IEEE Milestone: RAMAC
Milestone: RAMAC, 1956
Dedication Date: May 26, 2005
On May 6, 1955 International Business Machines Corporation made an announcement that went largely unnoticed outside the computer community and other technical circles. The company reported that a team of engineers working in a small research and development laboratory in San Jose, CA, had developed a new magnetic disk storage technology.

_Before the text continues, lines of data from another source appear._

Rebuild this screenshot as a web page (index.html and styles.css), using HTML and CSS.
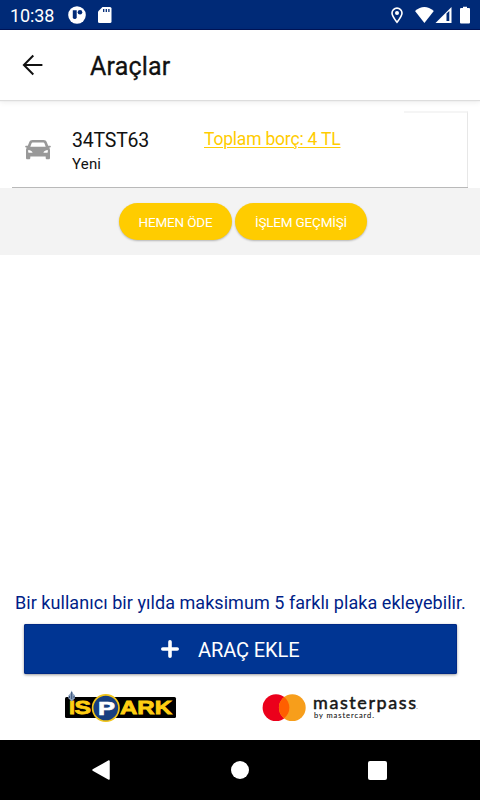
FILE: index.html
```html
<!DOCTYPE html>
<html lang="tr">
<head>
<meta charset="utf-8">
<title>Araçlar</title>
<link rel="stylesheet" href="styles.css">
</head>
<body>
<div class="screen">
  <div class="status">
    <span class="clock">10:38</span>
    <svg class="status-left" width="50" height="29" viewBox="0 0 50 29">
      <circle cx="9" cy="15" r="8.8" fill="#fff"/>
      <path d="M4.800 10.300h3.900v7.200a2 2 0 0 1-3.900 0z" fill="#002a77"/>
      <circle cx="12" cy="12.300" r="2.300" fill="#002a77"/>
      <path d="M34.500 7H42a1.500 1.500 0 0 1 1.500 1.500v13A1.500 1.500 0 0 1 42 23H31.500a1.500 1.500 0 0 1-1.500-1.500V11.500z" fill="#fff"/>
      <path d="M35.700 9v3M38.300 9v3M40.900 9v3" stroke="#002a77" stroke-width="1.300"/>
    </svg>
    <svg class="status-right" width="90" height="29" viewBox="390 0 90 29">
      <path d="M397 22.300c-2.500-3.200-5-6.200-5-9.200a5 5 0 0 1 10 0c0 3-2.500 6-5 9.200z" fill="none" stroke="#fff" stroke-width="1.600"/>
      <circle cx="397" cy="13" r="2" fill="#fff"/>
      <path d="M415 11q9.300-8 18.800 0L424.400 23z" fill="#fff"/>
      <path d="M451.500 7v16h-16z" fill="#fff"/>
      <path d="M446.500 13.500l2.800-2.600v10.100h-2.800z" fill="#002a77"/>
      <path d="M463 6.700h4V8h2a1 1 0 0 1 1 1v13.500a1 1 0 0 1-1 1h-8a1 1 0 0 1-1-1V9a1 1 0 0 1 1-1h2z" fill="#fff"/>
    </svg>
  </div>
  <header class="header">
    <svg class="back" width="22" height="22" viewBox="0 0 22 22"><path d="M11.300 1.500L1.900 11l9.400 9.500M2 11h18.400" fill="none" stroke="#111" stroke-width="2"/></svg>
    <h1 class="title">Araçlar</h1>
  </header>
  <main class="content">
    <section class="vehicle">
      <svg class="car" width="26" height="20" viewBox="0 0 26 20">
        <path fill="#999" fill-rule="evenodd" d="M7.500 0h11c1.700 0 2.700.8 3.300 2.300L23.200 5.800h1.900c1 0 1 1.500 0 1.800l-1 .2c.7.700.9 1.400.9 2.400v7.700c0 .9-.5 1.400-1.400 1.400h-1.500c-.9 0-1.400-.5-1.400-1.400v-1.500H5.300v1.500c0 .9-.5 1.400-1.400 1.400H2.400c-.9 0-1.400-.5-1.400-1.400v-7.700c0-1 .2-1.700.9-2.400l-1-.2c-1-.3-1-1.800 0-1.800h1.900L4.200 2.300C4.800.8 5.800 0 7.500 0zM8 2.600c-.8 0-1.200.3-1.500 1L5.300 6.700h15.400l-1.200-3.100c-.3-.7-.7-1-1.500-1zM3.200 10v2.400c1.500.5 3.300.5 4.500.1C6.900 10.900 5.200 10 3.200 10zm19.600 0c-2 0-3.700.9-4.500 2.500 1.200.4 3 .4 4.500-.1z"/>
      </svg>
      <div class="names">
        <div class="plate">34TST63</div>
        <div class="kind">Yeni</div>
      </div>
      <a class="debt">Toplam borç: 4 TL</a>
      <span class="card-edge"></span>
    </section>
    <div class="actions">
      <button class="pill pay">HEMEN ÖDE</button>
      <button class="pill history">İŞLEM GEÇMİŞİ</button>
    </div>
  </main>
  <footer class="footer">
    <p class="note">Bir kullanıcı bir yılda maksimum 5 farklı plaka ekleyebilir.</p>
    <button class="add">
      <svg width="18" height="18" viewBox="0 0 18 18"><path d="M9 1.800v14.400M1.800 9h14.400" stroke="#fff" stroke-width="3.600" stroke-linecap="round"/></svg>
      <span class="add-label">ARAÇ EKLE</span>
    </button>
    <div class="logos">
      <svg width="112" height="34" viewBox="65 690 112 34">
        <rect x="65" y="697" width="111" height="21" rx="1.500" fill="#000"/>
        <g class="ispark">
          <text x="69" y="714.300" textLength="6" lengthAdjust="spacingAndGlyphs">I</text>
          <text x="74.500" y="714.300" textLength="16.500" lengthAdjust="spacingAndGlyphs">S</text>
          <text x="120" y="714.300" textLength="52" lengthAdjust="spacingAndGlyphs">ARK</text>
        </g>
        <path d="M71.700 690.500l1.300 3 2 2v2.700l-3.300 3.300-3.400-3.300v-2.700l2-2z" fill="#8ba0bd"/>
        <path d="M71.700 692v7M69.500 696v2M74 696v2" stroke="#243c67" stroke-width=".8"/>
        <circle cx="105.800" cy="708" r="13.200" fill="#173f80" stroke="#f3c619" stroke-width="1.700"/>
        <text class="ispark-p" x="98" y="714.700" textLength="17" lengthAdjust="spacingAndGlyphs">P</text>
      </svg>
      <svg width="156" height="34" viewBox="262 690 156 34">
        <circle cx="276" cy="707.700" r="13.400" fill="#eb001b"/>
        <circle cx="292.300" cy="707.700" r="13.400" fill="#f79e1b"/>
        <path d="M284.150 697.100a13.400 13.400 0 0 1 0 21.200a13.400 13.400 0 0 1 0-21.200z" fill="#ff5f00"/>
        <text class="mp" x="313" y="709" textLength="103" lengthAdjust="spacing">masterpass</text>
        <text class="mp-by" x="314" y="717.500" textLength="60" lengthAdjust="spacing">by mastercard.</text>
        <circle cx="417" cy="708.500" r=".5" fill="#888"/>
      </svg>
    </div>
  </footer>
  <nav class="nav">
    <svg width="20" height="22" viewBox="0 0 20 22"><path d="M18 2v18L2 11z" fill="#fff" stroke="#fff" stroke-width="1.500" stroke-linejoin="round"/></svg>
    <span class="home"></span>
    <span class="recent"></span>
  </nav>
</div>
</body>
</html>
```
FILE: styles.css
```css
* { box-sizing: border-box; }
body { margin: 0; background: #fff; font-family: Roboto, sans-serif; color: #111; }
button { border: 0; padding: 0; font-family: inherit; font-weight: 400; color: #fff; }
svg { display: block; flex: none; }
.screen { width: 480px; height: 800px; display: flex; flex-direction: column; }
.status { height: 30px; display: flex; background: #002a77; border-bottom: 1px solid #001457; color: #fff; }
.clock { width: 58px; padding-left: 10px; margin-right: 10px; font-size: 18px; line-height: 32px; letter-spacing: -.1px; }
.status-right { margin-left: auto; }
.header { height: 70px; display: flex; align-items: center; padding-left: 22px; box-shadow: 0 1px 1px #ddd, 0 2px 6px rgba(0,0,0,.08); position: relative; z-index: 1; }
.title { margin: 4px 0 0 46px; font-size: 25px; line-height: 32px; font-weight: 400; letter-spacing: .2px; -webkit-text-stroke: .3px #111; }
.content { flex: 1; background: #fff; }
.vehicle { position: relative; height: 88px; margin: 0 12px; display: flex; border-bottom: 1px solid #b9b9b9; }
.card-edge { position: absolute; right: 0; top: 11px; width: 64px; height: 76px; border-top: 2px solid #f5f5f5; border-right: 1px solid #e7e7e7; }
.car { margin: 40px 0 0 13px; }
.names { margin: 28px 0 0 21px; width: 132px; }
.plate { font-size: 19.500px; line-height: 25px; letter-spacing: -.2px; }
.kind { font-size: 15px; line-height: 23px; letter-spacing: .2px; }
.debt { margin-top: 27px; height: 24px; font-size: 17.500px; line-height: 25px; letter-spacing: -.2px; color: #fc0; text-decoration: underline; text-decoration-thickness: 1px; text-underline-offset: 2px; white-space: nowrap; }
.actions { height: 67px; padding-top: 15px; display: flex; justify-content: center; gap: 3px; background: #f3f3f3; padding-left: 6px; }
.pill { height: 37px; border-radius: 19px; background: #fc0; font-size: 13.500px; letter-spacing: -.2px; padding-top: 1px; box-shadow: 0 1px 2px rgba(0,0,0,.25); }
.pay { width: 113px; }
.history { width: 132px; }
.footer { height: 150px; display: flex; flex-direction: column; }
.note { margin: 0 0 0 15px; font-size: 18px; line-height: 25px; height: 24px; letter-spacing: .05px; color: #001e87; white-space: nowrap; }
.add { height: 50px; width: 433px; margin: 10px 0 0 24px; display: flex; align-items: center; background: #003593; border-radius: 2px; box-shadow: inset 0 0 0 1px #002985, 0 1px 3px rgba(0,0,0,.4); padding-left: 137px; font-size: 20px; letter-spacing: -.1px; }
.add-label { margin-left: 19px; padding-top: 1px; }
.logos { display: flex; gap: 85px; margin: 16px 0 0 65px; }
.ispark { font: bold 18.500px "Liberation Sans", sans-serif; fill: #ffce12; stroke: #ffce12; stroke-width: .8px; }
.ispark-p { font: bold 18px "Liberation Sans", sans-serif; fill: #fff; stroke: #fff; stroke-width: .6px; }
.mp { font: 400 18px Lato, sans-serif; fill: #161616; stroke: #161616; stroke-width: .5px; }
.mp-by { font: 7.500px Lato, sans-serif; fill: #161616; stroke: #161616; stroke-width: .1px; }
.nav { height: 60px; background: #000; display: flex; align-items: center; padding-left: 91px; }
.home { width: 18px; height: 18px; border-radius: 50%; background: #fff; margin-left: 120px; }
.recent { width: 19px; height: 19px; border-radius: 2px; background: #fff; margin-left: 119px; }
```
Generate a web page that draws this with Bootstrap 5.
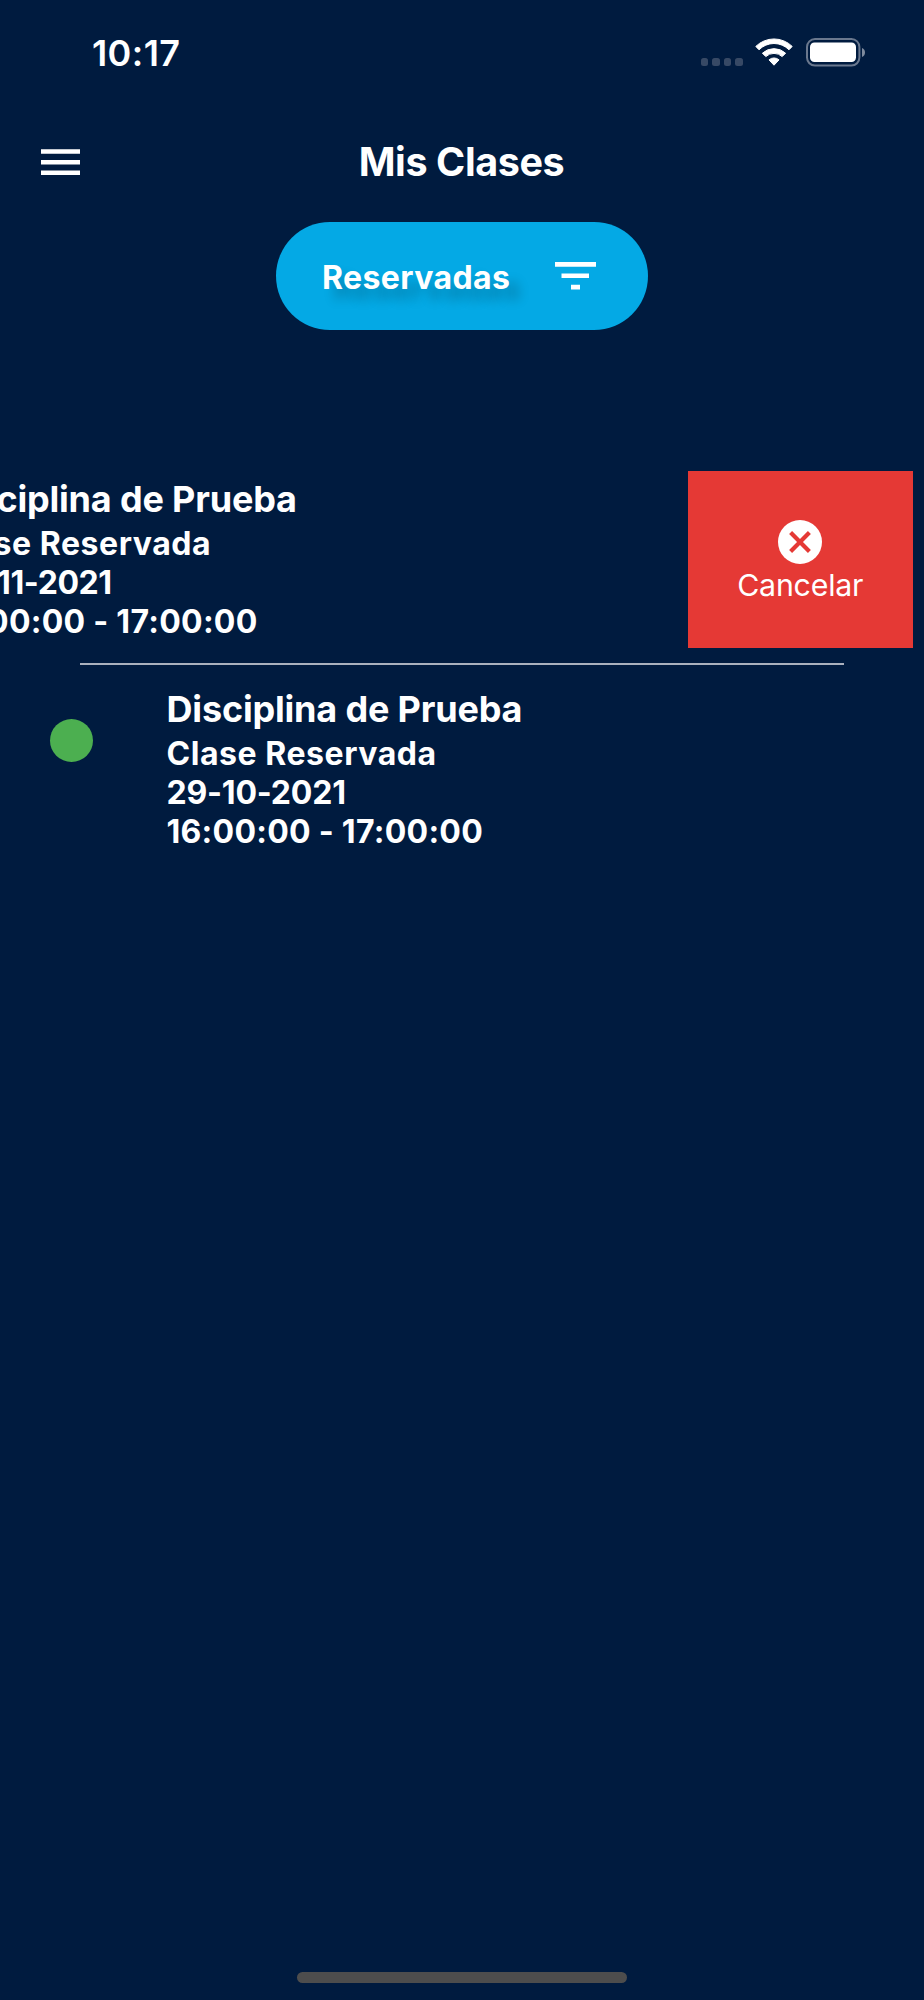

Few could have guessed in 1955 that the computer industry’s first magnetic disk file, the IBM 350 RAMAC (Random Access Method of Accounting and Control), would one day prove to be of worldwide significance.What the team of IBM engineers had developed was a technology that significantly affected information processing in the worlds of science, agriculture, health, education, government, finance, insurance, transportation, and distribution. This technology ushered in a new era of interactive computer applications such as airline reservation systems, inventory management, automated banking, space flights, word processing, and personal computing. | ![]() |
For more information on this Milestone, see the IEEE Milestone webpage.
CITATION
“Developed by IBM in San Jose, California at 99 Notre Dame Street from 1952 until 1956, the Random Access Method of Accounting and Control (RAMAC) was the first computer system conceived around a radically new magnetic disk storage device. The extremely large capacity, rapid access, and low cost of magnetic disk storage revolutionized computer architecture, performance, and applications.”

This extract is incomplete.